EstiHMM: heat plots for the number of maximal sequences

by gertekoo

In a previous post, I mentioned an efficient algorithm for predicting the maximal state sequences for a given output sequence in an imprecise hidden Markov model (iHMM). Jasper De Bock and I have since given this algorithm a name, EstiHMM, and have written an implementation in Python that we intend to make public as soon as possible, also via this channel. We also hope to be able to present our work at the coming ISIPTA’11 conference in Innsbruck.

We now know that EstiHMM’s complexity is cubic in the number of states for the hidden variables, quadratic in the number of hidden variables, and linear in the number of maximal sequences. This is comparable to Viterbi’s algorithm, if we take into account that Viterbi resolves ties arbitrarily, something we are not allowed to do for iHMMs.

While a linear complexity in the number of sequences is probably as good as it gets, we see that we can only hope to find all maximal sequences efficiently provided their number is reasonably small. Should it, say, tend to increase exponentially with the length of the chain, then no algorithm, however cleverly designed, could overcome this hurdle.

Because this number of maximal sequences is so important, we decided to study its behaviour in more detail.

In a preliminary analysis, we used Monte Carlo methods to study the distribution of the number of maximal elements for randomly chosen transition and emission models. We found that the expected number of maximal elements is typically rather small, but its variance can become quite large with increasing imprecision, indicating roughly that high numbers of maximal elements only occur in restricted regions of (imprecise) probability space.

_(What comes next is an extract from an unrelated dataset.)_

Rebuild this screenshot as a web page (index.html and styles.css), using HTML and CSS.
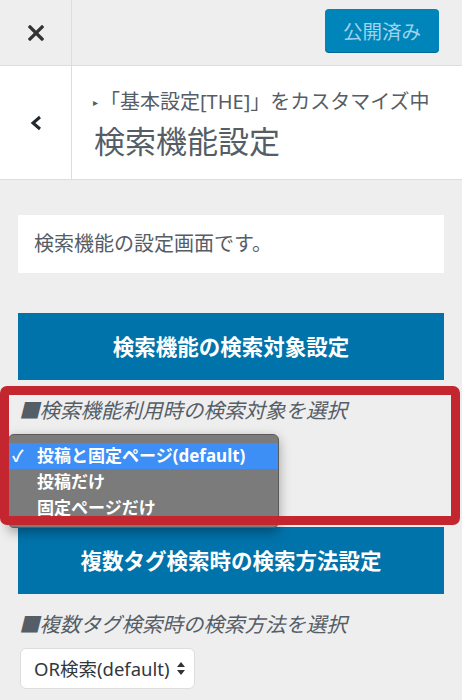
FILE: index.html
```html
<!DOCTYPE html>
<html lang="ja">
<head>
    <meta charset="UTF-8">
    <meta name="viewport" content="width=device-width, initial-scale=1.0">
    <title>検索機能設定</title>
    <link rel="stylesheet" href="styles.css">
</head>
<body>
    <div class="topbar">
        <button class="close" aria-label="閉じる">
            <svg width="16" height="16" viewBox="0 0 16 16"><path d="M2 2L14 14M14 2L2 14" stroke="#333" stroke-width="3.2" stroke-linecap="square"/></svg>
        </button>
        <div class="actions">
            <button class="publish">公開済み</button>
        </div>
    </div>

    <div class="panel-head">
        <button class="back" aria-label="戻る">
            <svg width="12" height="16" viewBox="0 0 12 16"><path d="M10 2L3 8L10 14" fill="none" stroke="#23282d" stroke-width="3"/></svg>
        </button>
        <div class="titles">
            <div class="crumb"><span class="arrow">▸</span>「基本設定[THE]」をカスタマイズ中</div>
            <h2 class="panel-title">検索機能設定</h2>
        </div>
    </div>

    <div class="controls">
        <p class="desc">検索機能の設定画面です。</p>

        <h3 class="section-title">検索機能の検索対象設定</h3>
        <div class="control first">
            <label class="control-label">■検索機能利用時の検索対象を選択</label>
            <div class="select-wrap">
                <div class="select"></div>
                <ul class="menu">
                    <li class="selected"><span class="check">✓</span>投稿と固定ページ(default)</li>
                    <li>投稿だけ</li>
                    <li>固定ページだけ</li>
                </ul>
            </div>
            <div class="highlight"></div>
        </div>

        <h3 class="section-title">複数タグ検索時の検索方法設定</h3>
        <div class="control">
            <label class="control-label">■複数タグ検索時の検索方法を選択</label>
            <div class="select">
                OR検索(default)
                <svg class="updown" width="8" height="13" viewBox="0 0 8 13"><path d="M4 0L8 5H0Z M0 8H8L4 13Z" fill="#333"/></svg>
            </div>
        </div>
    </div>
</body>
</html>
```

FILE: styles.css
```css
body {
    margin: 0;
    background: #eeeeee;
    font-family: "Noto Sans", "Noto Sans CJK JP", sans-serif;
    color: #555d66;
    width: 462px;
    overflow: hidden;
}

button {
    font-family: inherit;
    border: none;
    background: none;
    padding: 0;
    cursor: pointer;
}

.topbar {
    display: flex;
    height: 65px;
    border-bottom: 1px solid #dddddd;
}

.close {
    width: 72px;
    border-right: 1px solid #dddddd;
    display: flex;
    align-items: center;
    justify-content: center;
}

.actions {
    flex: 1;
    display: flex;
    justify-content: flex-end;
    align-items: flex-start;
    padding: 9px 23px 0 0;
}

.publish {
    width: 114px;
    height: 43px;
    background: #0085ba;
    color: #9fd3ea;
    border-radius: 4px;
    font-size: 19.5px;
    box-shadow: 0 1px 0 #006799;
}

.panel-head {
    display: flex;
    background: #ffffff;
    border-bottom: 1px solid #dddddd;
}

.back {
    width: 72px;
    border-right: 1px solid #dddddd;
    display: flex;
    align-items: center;
    justify-content: center;
}

.titles {
    padding: 24px 0 19px 21px;
}

.crumb {
    font-size: 20px;
    line-height: 24px;
    color: #555d66;
    white-space: nowrap;
}

.crumb .arrow {
    font-size: 10px;
    display: inline-block;
    vertical-align: 3px;
    margin-right: 2px;
}

.panel-title {
    margin: 8px 0 0 1px;
    font-size: 31px;
    line-height: 38px;
    font-weight: normal;
    color: #555d66;
}

.controls {
    padding: 35px 18px 0;
}

.desc {
    margin: 0;
    background: #ffffff;
    height: 58px;
    line-height: 58px;
    padding: 0 16px;
    font-size: 20px;
    color: #555d66;
}

.section-title {
    margin: 0;
    background: #0073aa;
    color: #ffffff;
    font-size: 21.5px;
    font-weight: bold;
    text-align: center;
    height: 67px;
    line-height: 67px;
}

.desc + .section-title {
    margin-top: 40px;
}

.control {
    position: relative;
    padding: 18px 0 0;
}

.control.first {
    padding-bottom: 50px;
}

.control-label {
    display: block;
    font-size: 20.5px;
    line-height: 24px;
    font-style: italic;
    color: #555d66;
    margin-left: 1px;
}

.select-wrap {
    position: relative;
    margin-top: 14px;
}

.select {
    position: relative;
    width: 175px;
    height: 41px;
    box-sizing: border-box;
    margin-top: 12px;
    margin-left: 2px;
    padding-left: 13px;
    background: #ffffff;
    border: 1px solid #dddddd;
    border-radius: 6px;
    font-size: 18.5px;
    line-height: 39px;
    color: #32373c;
}

.select-wrap .select {
    margin-top: 0;
}

.updown {
    position: absolute;
    right: 9px;
    top: 13px;
}

.menu {
    position: absolute;
    left: -10px;
    top: -2px;
    width: 271px;
    height: 94px;
    margin: 0;
    padding: 8px 0 0;
    list-style: none;
    box-sizing: border-box;
    background: #7b7b7b;
    border: 1px solid #5a5a5a;
    border-radius: 6px;
    box-shadow: 0 4px 12px rgba(0, 0, 0, 0.35);
}

.menu li {
    height: 26px;
    line-height: 26px;
    padding-left: 28px;
    color: #ffffff;
    font-size: 17px;
    font-weight: bold;
    position: relative;
}

.menu li.selected {
    background: #3d8ef5;
}

.check {
    position: absolute;
    left: 3px;
    top: 0;
    font-size: 16px;
}

.highlight {
    position: absolute;
    top: 6px;
    left: -18px;
    right: -16px;
    bottom: 2px;
    border: 9px solid #c3262e;
    border-radius: 7px;
    z-index: 2;
}
```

To get a more definite picture, we decided to concentrate on binary hidden Markov chains where the state variables have two possible values: say, 0 and 1. So have the output variables: say, 0 and 1 as well. This means that a precise transition matrix for going from one state to the next is completely determined by two values: the probability p to go from state 0 to state 0, and the probability q to go from state 1 to state 1. We can find an imprecise model by contamination: taking convex mixtures of these precise models, with mixture coefficient 1-\epsilon, and the vacuous model, with mixture coefficient \epsilon. As \epsilon ranges from zero to one, we go from a precise iHMM to a vacuous iHMM.

We kept the emission model fixed and precise, and for a fixed value of the output sequence and \epsilon, we allowed the probabilities (p,q) to range over the possible values in the unit square, in a grid of size 1000 by 1000. For each of these values, we used the iHMMPredict algorithm to calculate the corresponding number of maximal state sequences. The results can be represented quite efficiently and elegantly in a heat plot.

Here are a few of the more spectacular ones:

To see how the number of maximal elements evolves as the imprecision increases, take a look at the following animation:

We see that, even for an imprecision that is appreciable, there are large regions of transition probability space where the number of maximal elements remains fairly small. The plots display quite interesting and intricate behaviour. And the nice thing is: we can explain it, and even predict it to some extent. But for this, you’ll have to wait until we see each other at the coming ISIPTA meeting. Looking forward to that!